Leetcode 850: Rectangle Area II

https://leetcode.com/problems/rectangle-area-ii/description/

Notes:

One way to solve this problem is Line Sweep method. The basic idea to the scan X axis or the Y axis "line by line". Let choose Y axis. So we need to sort them by Y value, and then start with the smallest one. So the sweeping is from the bottom,

1): For each Y value, we need to determine what is the "effective intervals" in X. Now the question is lowered into 1 D problem, and it can be solved as Merge Interval;

2): After obtain the effective X, we need to calculate the Y interval. We just need to go to the next Y value. The difference is the delta_Y for this specific interval;

3): This part of area can be calculated as effective X * delta_Y;

3): For rectangle, we need to know when it starts and when it stops in the process of sweeping. It seems not easy, but actually it is.
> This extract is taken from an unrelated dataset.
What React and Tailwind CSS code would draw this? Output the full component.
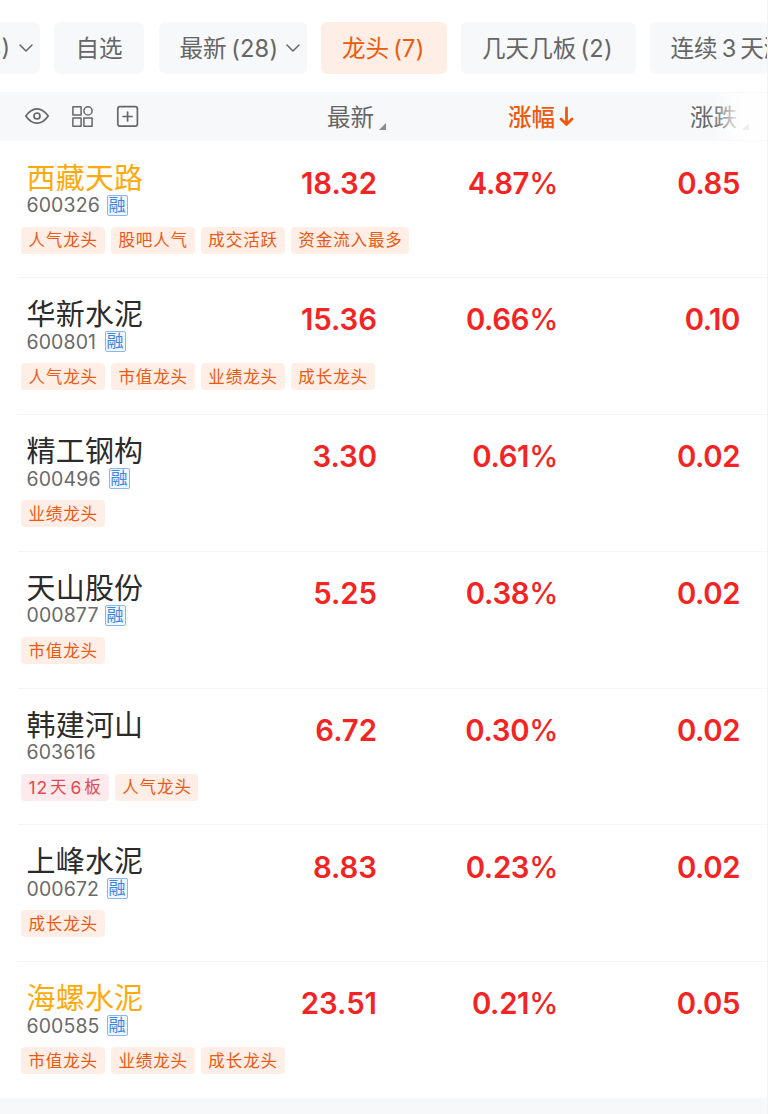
const stocks = [
  { name: "西藏天路", code: "600326", codeW: "w-[73px]", margin: true, hot: true, price: "18.32", pct: "4.87", diff: "0.85", tags: ["人气龙头", "股吧人气", "成交活跃", "资金流入最多"] },
  { name: "华新水泥", code: "600801", codeW: "w-[71px]", margin: true, price: "15.36", pct: "0.66", diff: "0.10", tags: ["人气龙头", "市值龙头", "业绩龙头", "成长龙头"] },
  { name: "精工钢构", code: "600496", codeW: "w-[75px]", margin: true, price: "3.30", pct: "0.61", diff: "0.02", tags: ["业绩龙头"] },
  { name: "天山股份", code: "000877", codeW: "w-[71px]", margin: true, price: "5.25", pct: "0.38", diff: "0.02", tags: ["市值龙头"] },
  { name: "韩建河山", code: "603616", codeW: "w-[71px]", price: "6.72", pct: "0.30", diff: "0.02", streak: true, tags: ["人气龙头"] },
  { name: "上峰水泥", code: "000672", codeW: "w-[73px]", margin: true, price: "8.83", pct: "0.23", diff: "0.02", tags: ["成长龙头"] },
  { name: "海螺水泥", code: "600585", codeW: "w-[73px]", margin: true, hot: true, price: "23.51", pct: "0.21", diff: "0.05", tags: ["市值龙头", "业绩龙头", "成长龙头"] },
];

function Chevron() {
  return (
    <svg className="h-2 w-[14px] shrink-0" viewBox="0 0 14 8" fill="none" stroke="#666" strokeWidth="1.5" strokeLinecap="round" strokeLinejoin="round">
      <path d="M1 1l6 6 6-6" />
    </svg>
  );
}

function SortMark() {
  return (
    <svg className="ml-[5px] mt-[21px] h-[7px] w-[7px]" viewBox="0 0 7 7" fill="#8c8c8c">
      <path d="M7 0v7H0z" />
    </svg>
  );
}

function Toolbar() {
  return (
    <div className="ml-6 flex items-center text-[#666]">
      <svg className="h-[18px] w-[26px]" viewBox="0 0 26 18" fill="none" stroke="currentColor" strokeWidth="1.7" strokeLinejoin="round">
        <path d="M1.800 9C5 4.400 8.500 1.800 13 1.800S21 4.400 24.200 9C21 13.600 17.500 16.200 13 16.200S5 13.600 1.800 9z" />
        <circle cx="13" cy="9" r="3" />
      </svg>
      <svg className="ml-[21px] h-[23px] w-[23px]" viewBox="0 0 23 23" fill="none" stroke="currentColor" strokeWidth="1.5" strokeLinejoin="round">
        <rect x="1.900" y="1.700" width="8.200" height="8.200" />
        <circle cx="17" cy="5.900" r="4.100" />
        <rect x="1.900" y="13" width="8.200" height="8.200" />
        <rect x="12.900" y="13" width="8.200" height="8.200" />
      </svg>
      <svg className="ml-[22px] h-[23px] w-[23px]" viewBox="0 0 23 23" fill="none" stroke="currentColor" strokeWidth="1.7" strokeLinecap="round">
        <rect x="1.800" y="1.600" width="19.600" height="19.600" rx="2.200" />
        <path d="M11.600 7v9M7.100 11.500h9" />
      </svg>
    </div>
  );
}

function Tag({ children }) {
  return (
    <span className="flex h-[27px] shrink-0 items-center rounded-[4px] bg-[#feeee6] pl-[7.400px] pr-[6.700px] pt-px text-[16.500px] tracking-[0.900px] text-[#ea5a14]">
      {children}
    </span>
  );
}

function Row({ stock }) {
  return (
    <div className="h-[136.800px]">
      <div className="flex h-[86px] pt-[21px]">
        <div className="w-[227px] pl-[26.500px]">
          <div className={`h-8 whitespace-nowrap pt-px text-[29px] leading-8 tracking-[0.200px] ${stock.hot ? "text-[#ffaa0c]" : "text-[#2b2b2b]"}`}>
            {stock.name}
          </div>
          <div className="flex h-[23px] items-center">
            <span className={`${stock.codeW} pt-px text-[19.500px] leading-[23px] tracking-[0.100px] text-[#6a6a6a]`}>{stock.code}</span>
            {stock.margin && (
              <span className="ml-[7px] flex h-[21px] w-[21px] items-center justify-center rounded-[2px] border border-[#8ab6ef] bg-[#f0f6ff] text-[17px] leading-none text-[#3b86e0]">
                融
              </span>
            )}
          </div>
        </div>
        <div className="flex h-11 w-[150px] items-center justify-end text-[29.300px] font-semibold text-[#f32424]">{stock.price}</div>
        <div className="flex h-11 w-[181px] items-center justify-end text-[29.300px] font-semibold tracking-[-0.300px] text-[#f32424]">
          {stock.pct}
          <span className="font-medium">%</span>
        </div>
        <div className="flex h-11 w-[182px] items-center justify-end text-[29.300px] font-semibold tracking-[-0.400px] text-[#f32424]">{stock.diff}</div>
      </div>
      <div className="flex gap-[6.300px] pl-[21px]">
        {stock.streak && (
          <span className="flex h-[27px] w-[87.500px] items-center rounded-[4px] bg-[#feeaec] pl-[7.400px] pt-px text-[16.500px] tracking-[0.900px] text-[#e04a50]">
            <span className="mr-[2px] text-[17.500px]">12</span>天<span className="ml-[3px] mr-[2px] text-[17.500px]">6</span>板
          </span>
        )}
        {stock.tags.map((tag) => (
          <Tag key={tag}>{tag}</Tag>
        ))}
      </div>
    </div>
  );
}

export default function App() {
  return (
    <div className="flex h-[1114px] w-[768px] flex-col overflow-hidden border-r border-[#f3f3f5] bg-white font-['Inter','Noto_Sans_CJK_SC',sans-serif]">
      {/* Category tabs */}
      <div className="flex h-[92px] shrink-0 items-start overflow-hidden whitespace-nowrap pt-[22px] text-[23.600px] text-[#666]">
        <div className="flex h-[52px] w-10 shrink-0 items-center justify-end rounded-r-[6px] bg-[#f7f8fa] pr-[7px]">
          <span className="mr-[9px] pt-0.5">8)</span>
          <Chevron />
        </div>
        <div className="ml-[14px] flex h-[52px] w-[90px] shrink-0 items-center justify-center rounded-[6px] bg-[#f7f8fa] pt-0.5">自选</div>
        <div className="ml-[15px] flex h-[52px] w-[148px] shrink-0 items-center rounded-[6px] bg-[#f7f8fa] pl-[20.500px]">
          <span className="pt-0.5">最新</span>
          <span className="ml-[4.500px] w-[55px] pt-0.5 tracking-[0.200px]">(28)</span>
          <Chevron />
        </div>
        <div className="ml-[14px] flex h-[52px] w-[126px] shrink-0 items-center rounded-[6px] bg-[#ffeee5] pl-[21px] pt-0.5 text-[#ee5a0c]">
          龙头<span className="ml-1 tracking-[0.300px]">(7)</span>
        </div>
        <div className="ml-[14px] flex h-[52px] w-[175px] shrink-0 items-center rounded-[6px] bg-[#f7f8fa] pl-[21px] pt-0.5">
          几天几板<span className="ml-1 tracking-[0.300px]">(2)</span>
        </div>
        <div className="ml-[14px] flex h-[52px] w-[160px] shrink-0 items-center rounded-[6px] bg-[#f7f8fa] pl-[20.500px] pt-0.5">
          连续<span className="mx-1">3</span>天涨
        </div>
      </div>

      {/* Table header */}
      <div className="relative flex h-[48.500px] shrink-0 items-center overflow-hidden whitespace-nowrap bg-[#f7f8fa] text-[23.600px] text-[#666]">
        <div className="w-[327px]">
          <Toolbar />
        </div>
        <div className="flex w-[181px] items-center">
          <span className="pt-0.5">最新</span>
          <SortMark />
        </div>
        <div className="flex w-[182px] items-center text-[#ee5a0c]">
          <span className="pt-0.5 font-medium">涨幅</span>
          <svg className="ml-1 h-[21px] w-[15px]" viewBox="0 0 15 21" fill="none" stroke="currentColor" strokeWidth="2.800" strokeLinecap="round" strokeLinejoin="round">
            <path d="M7.500 2v16M2 13l5.500 5.500L13 13" />
          </svg>
        </div>
        <div className="flex items-center">
          <span className="pt-0.5">涨跌</span>
          <SortMark />
        </div>
        <div className="absolute inset-y-px right-0 w-[54px] bg-linear-to-r from-white/0 via-white/75 via-40% to-white"></div>
      </div>

      {/* Stock list */}
      {stocks.map((stock, i) => (
        <div key={stock.code} className="shrink-0">
          {i > 0 && <div className="-mb-px ml-[18px] h-px bg-[#f5f5f6]"></div>}
          <Row stock={stock} />
        </div>
      ))}
      <div className="flex-1 bg-[#f7f8fa]"></div>
    </div>
  );
}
We just need to label them as "active" when the lower Y edge is swept, and then label them as "inactive" when the upper Y edge is swept.

See the code below,

class Solution {
public:
    int rectangleArea(vector<vector<int>>& rectangles) {
        long res = 0;
        vector<vector<int>> cts;
        for(auto &a : rectangles) {
            cts.push_back({a[1], a[0], a[2], 1});//1 represents in
            cts.push_back({a[3], a[0], a[2], -1});//-1 represents out
        }
        sort(cts.begin(), cts.end());
        int pre_y = cts[0][0];
        vector<vector<int>> ats;//active {x1, x2}; set may be a better choice.
        for(auto &a : cts) {
            int cur_y = a[0], x1 = a[1], x2 = a[2], in = a[3], cur_x = -1;
            long sum_x = 0;
            for(auto &xs : ats) {//calculate the active length in x;
                cur_x = max(cur_x, xs[0]);
                sum_x += max(xs[1] - cur_x, 0);
                cur_x = max(cur_x, xs[1]);
             }
            res += (cur_y - pre_y)*sum_x;
            if(in == 1) {
                ats.push_back({x1, x2});
                sort(ats.begin(), ats.end());
            }
            else {
                for(int i=0; i<ats.size(); ++i) {
                    if(ats[i][0] == x1 && ats[i][1] == x2) ats.erase(ats.begin()+i);
                  //  break;//there could be more than one...
                }
            }
            pre_y = cur_y;
        }
        res %= (int)(1e9 + 7);
        return (int) res;
    }
};

This question is in someway similar to the Skyline question. Thus the follow up question, how to calculate the "skyline" of these rectangles?